Ради Бога простите нас за это вторжение. Знаете ли вы, что согласно данным Программы о приговорах и Группы по защите общественных интересов треть всех чернокожих в возрасте от двадцати до двадцати девяти лет находятся в тюрьмах, под надзором или осуждены условно? Знаете ли вы, что эта цифра была на десять процентов меньше каких-то пять лет назад? Знаете ли вы, что эти черные ежегодно обходятся государству более чем в шесть миллиардов долларов? Следите за нашим сообщением через восемьдесят три минуты…"

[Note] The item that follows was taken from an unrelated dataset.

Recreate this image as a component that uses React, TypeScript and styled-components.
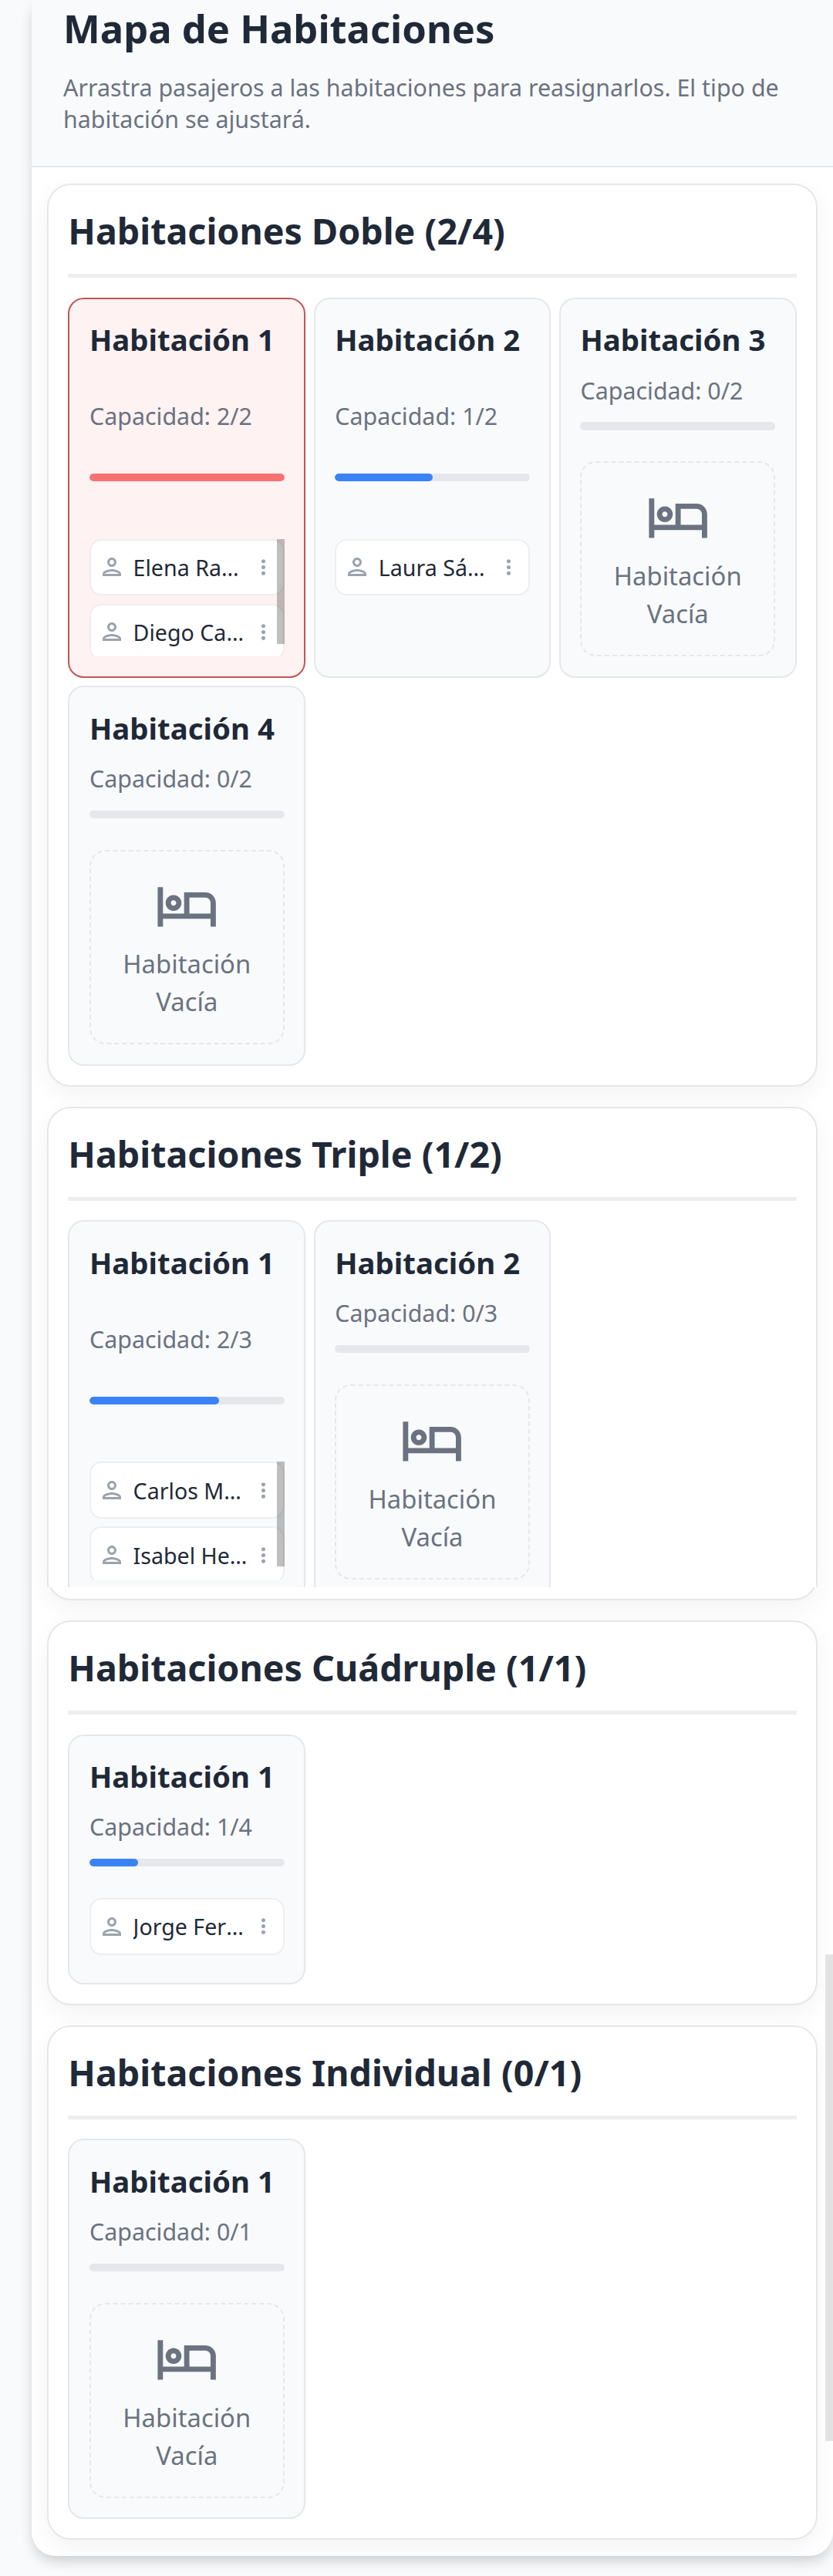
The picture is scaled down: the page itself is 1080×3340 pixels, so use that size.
import React from "react";
import styled, { createGlobalStyle, css } from "styled-components";

const GlobalStyle = createGlobalStyle`
  *, *::before, *::after { box-sizing: border-box; }
  html, body { margin: 0; padding: 0; }
  body {
    background: #f9fafc;
    color: #1f2937;
    font-family: "Noto Sans", "Open Sans", sans-serif;
  }
  h1, h2, h3, p { margin: 0; }
`;

const Page = styled.div`
  position: relative;
  width: 1080px;
  height: 3340px;
  padding-left: 41px;
  overflow: hidden;
  background: #f9fafc;
`;

const Panel = styled.main`
  height: 3314px;
  background: #ffffff;
  border-radius: 0 0 31px 31px;
  box-shadow: 0 10px 16px -2.6px rgba(0, 0, 0, 0.1), 0 5px 22px -5px rgba(0, 0, 0, 0.12);
`;

const PanelHeader = styled.header`
  height: 217px;
  padding: 2px 41px 0;
  background: #f9fafc;
  border-bottom: 2px solid #e5e7eb;
`;

const PanelTitle = styled.h1`
  font-size: 50.7px;
  line-height: 70px;
  font-weight: 700;
`;

const PanelText = styled.p`
  margin-top: 22px;
  font-size: 30.4px;
  line-height: 40.7px;
  color: #6b7280;
`;

const SectionList = styled.div`
  display: flex;
  flex-direction: column;
  gap: 26px;
  padding: 20.9px 20px;
`;

const Section = styled.section<{ $cropped?: boolean }>`
  position: relative;
  isolation: isolate;
  display: flex;
  flex-direction: column;
  padding: 26.5px 25.3px 0;
  background: #ffffff;
  border: 2px solid #e5e7eb;
  border-radius: 31px;
  box-shadow: 0 10px 31px rgba(0, 0, 0, 0.05);

  ${(p) =>
    p.$cropped &&
    css`
      &::before {
        content: "";
        position: absolute;
        z-index: -1;
        left: -2px;
        right: -2px;
        bottom: 15px;
        height: 18px;
        background: #ffffff;
        border: solid #e5e7eb;
        border-width: 0 2px;
      }
    `}
`;

const SectionTitle = styled.h2`
  padding-bottom: 22.5px;
  margin-bottom: 25.8px;
  border-bottom: 5px solid #eeeeee;
  font-size: 46.6px;
  line-height: 66px;
  font-weight: 700;
`;

const RoomGrid = styled.div<{ $height?: number }>`
  display: grid;
  grid-template-columns: repeat(3, minmax(0, 1fr));
  gap: 10.3px;
  align-items: stretch;
  margin-bottom: ${(p) => (p.$height ? 14.6 : 24.7)}px;
  height: ${(p) => (p.$height ? `${p.$height}px` : "auto")};
  overflow: ${(p) => (p.$height ? "hidden" : "visible")};
`;

const Room = styled.article<{ $full: boolean; $tall: boolean }>`
  display: flex;
  flex-direction: column;
  justify-content: space-between;
  min-height: ${(p) => (p.$tall ? "493px" : "0")};
  padding: 25.7px;
  border: 2px solid ${(p) => (p.$full ? "#c45454" : "#e5e7eb")};
  border-radius: 20.6px;
  background: ${(p) => (p.$full ? "#fef2f2" : "#f9fafc")};
`;

const RoomName = styled.h3`
  margin-bottom: 15.8px;
  font-size: 38.4px;
  line-height: 54.3px;
  font-weight: 700;
  white-space: nowrap;
`;

const RoomCapacity = styled.p`
  margin-bottom: 17.2px;
  font-size: 30.4px;
  line-height: 46.3px;
  color: #6b7280;
`;

const Meter = styled.div`
  flex: none;
  height: 10.3px;
  margin-bottom: 40.8px;
  border-radius: 5.2px;
  background: #e5e7eb;
  overflow: hidden;
`;

const MeterFill = styled.div<{ $full: boolean }>`
  height: 100%;
  border-radius: 5.2px;
  background: ${(p) => (p.$full ? "#f87171" : "#3b82f6")};
`;

const GuestArea = styled.div<{ $tall: boolean }>`
  position: relative;
  flex: none;
  height: ${(p) => (p.$tall ? 152.5 : 84.3)}px;
  overflow: hidden;
`;

const ScrollThumb = styled.span`
  position: absolute;
  top: 0;
  right: 0;
  width: 10px;
  height: 136px;
  background: rgba(0, 0, 0, 0.25);
`;

const Guest = styled.div`
  display: flex;
  align-items: center;
  height: 73.6px;
  margin-bottom: 10.6px;
  padding: 0 10px 0 9px;
  border: 2px solid #eeeeee;
  border-radius: 15.4px;
  background: #ffffff;
  color: #9ca3af;

  svg { flex: none; display: block; }
`;

const GuestName = styled.span`
  flex: 1;
  min-width: 0;
  margin: 0 4px 0 9.6px;
  overflow: hidden;
  text-overflow: ellipsis;
  font-size: 28.6px;
  white-space: nowrap;
  color: #1f2937;
`;

const EmptyRoom = styled.div`
  flex: none;
  display: flex;
  flex-direction: column;
  align-items: center;
  justify-content: center;
  gap: 10.3px;
  height: 252.5px;
  border: 2px dashed #e5e7eb;
  border-radius: 20.6px;
  color: #6b7280;
  text-align: center;
  font-size: 32.8px;
  line-height: 49.2px;

  svg { display: block; }
  span { width: 180px; }
`;

const PageThumb = styled.div`
  position: absolute;
  top: 2534px;
  right: 0;
  width: 10px;
  height: 631px;
  background: #e3e3e3;
`;

const PersonIcon = () => (
  <svg width="36" height="36" viewBox="0 0 24 24" fill="currentColor">
    <path d="M12 6c1.1 0 2 .9 2 2s-.9 2-2 2-2-.9-2-2 .9-2 2-2m0 10c2.7 0 5.8 1.29 6 2H6c.23-.72 3.31-2 6-2m0-12C9.79 4 8 5.79 8 8s1.79 4 4 4 4-1.79 4-4-1.79-4-4-4zm0 10c-2.67 0-8 1.34-8 4v2h16v-2c0-2.66-5.33-4-8-4z" />
  </svg>
);

const MoreIcon = () => (
  <svg width="31" height="31" viewBox="0 0 24 24" fill="currentColor">
    <path d="M12 8c1.1 0 2-.9 2-2s-.9-2-2-2-2 .9-2 2 .9 2 2 2zm0 2c-1.1 0-2 .9-2 2s.9 2 2 2 2-.9 2-2-.9-2-2-2zm0 6c-1.1 0-2 .9-2 2s.9 2 2 2 2-.9 2-2-.9-2-2-2z" />
  </svg>
);

const BedIcon = () => (
  <svg width="82.3" height="82.3" viewBox="0 0 24 24" fill="currentColor">
    <path d="M7 14c1.66 0 3-1.34 3-3S8.66 8 7 8s-3 1.34-3 3 1.34 3 3 3zm0-4c.55 0 1 .45 1 1s-.45 1-1 1-1-.45-1-1 .45-1 1-1zm12-3h-8v8H3V5H1v15h2v-3h18v3h2v-9c0-2.21-1.79-4-4-4zm2 8h-8V9h6c1.1 0 2 .9 2 2v4z" />
  </svg>
);

type RoomData = { capacity: number; guests: string[] };
type Group = { type: string; rooms: RoomData[]; visibleHeight?: number };

const groups: Group[] = [
  {
    type: "Doble",
    rooms: [
      { capacity: 2, guests: ["Elena Ramírez", "Diego Castro"] },
      { capacity: 2, guests: ["Laura Sánchez"] },
      { capacity: 2, guests: [] },
      { capacity: 2, guests: [] },
    ],
  },
  {
    type: "Triple",
    visibleHeight: 475.7,
    rooms: [
      { capacity: 3, guests: ["Carlos Mendoza", "Isabel Herrera"] },
      { capacity: 3, guests: [] },
    ],
  },
  { type: "Cuádruple", rooms: [{ capacity: 4, guests: ["Jorge Fernández"] }] },
  { type: "Individual", rooms: [{ capacity: 1, guests: [] }] },
];

function RoomCard({ room, index, tall }: { room: RoomData; index: number; tall: boolean }) {
  const used = room.guests.length;
  const full = used === room.capacity;
  return (
    <Room $full={full} $tall={tall}>
      <RoomName>Habitación {index + 1}</RoomName>
      <RoomCapacity>
        Capacidad: {used}/{room.capacity}
      </RoomCapacity>
      <Meter>
        <MeterFill $full={full} style={{ width: `${(used / room.capacity) * 100}%` }} />
      </Meter>
      {used > 0 ? (
        <GuestArea $tall={tall}>
          {room.guests.map((name) => (
            <Guest key={name}>
              <PersonIcon />
              <GuestName>{name}</GuestName>
              <MoreIcon />
            </Guest>
          ))}
          {used > 1 && <ScrollThumb />}
        </GuestArea>
      ) : (
        <EmptyRoom>
          <BedIcon />
          <span>Habitación Vacía</span>
        </EmptyRoom>
      )}
    </Room>
  );
}

export default function App() {
  return (
    <>
      <GlobalStyle />
      <Page>
        <Panel>
          <PanelHeader>
            <PanelTitle>Mapa de Habitaciones</PanelTitle>
            <PanelText>
              Arrastra pasajeros a las habitaciones para reasignarlos. El tipo de habitación se ajustará.
            </PanelText>
          </PanelHeader>
          <SectionList>
            {groups.map((group) => {
              const occupied = group.rooms.filter((r) => r.guests.length > 0).length;
              const tall = group.rooms.some((r) => r.guests.length === 0);
              return (
                <Section key={group.type} $cropped={!!group.visibleHeight}>
                  <SectionTitle>
                    Habitaciones {group.type} ({occupied}/{group.rooms.length})
                  </SectionTitle>
                  <RoomGrid $height={group.visibleHeight}>
                    {group.rooms.map((room, i) => (
                      <RoomCard key={i} room={room} index={i} tall={tall} />
                    ))}
                  </RoomGrid>
                </Section>
              );
            })}
          </SectionList>
        </Panel>
        <PageThumb />
      </Page>
    </>
  );
}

– Мэтт, откуда это взялось? – спросил Худ.
– Понятия не имею.
– Обычно прерывания происходят через порты интерактивных терминалов, – заговорила Нэнси, – или порты передачи файлов…
– Или порты электронной почты, да, – добавил Столл. – Но это прерывание начинается не из Оперативного центра, а откуда-то еще. И это “где-то еще” скорей всего очень хорошо спрятано.
– Что вы имеете в виду? – не понял Худ.
– Сложные прерывания вроде этого обычно проходят через серию компьютеров.
– Так не могли бы вы их отследить, просто двигаясь в обратную сторону? – спросил Худ. Столл покачал головой.
– Вы правы, что эти олухи используют свой компьютер для того, чтобы влезть в другой, затем используют тот, чтобы влезть в следующий, и так далее. Но это не так, как в случае с линией, последовательно соединяющей точки, где каждая остановка представляет собой единственную точку. Дело в том, что каждый компьютер представляет собой тысячи возможных путей. Это скорее походит на вокзал с сотнями путей, разбегающихся в разных направлениях.
Экран очистился, и появился следующий текст:
"Знаете ли вы, что уровень безработицы среди черных мужчин и женщин вдвое выше, чем среди белых? Знаете ли вы, что в среднем девять из десяти национальных рекордов за этот год установлены черными и что ваши белые дочери и возлюбленные покупают записи, состоящие на шестьдесят процентов из так называемой музыки чернокожих? Знаете ли вы, что в нашей стране только пять процентов книг покупается черными? Следите за нашим сообщением через восемьдесят две минуты”.
– А где-нибудь еще это появляется? – спросил Худ. Пальцы Столла уже летали над клавиатурой.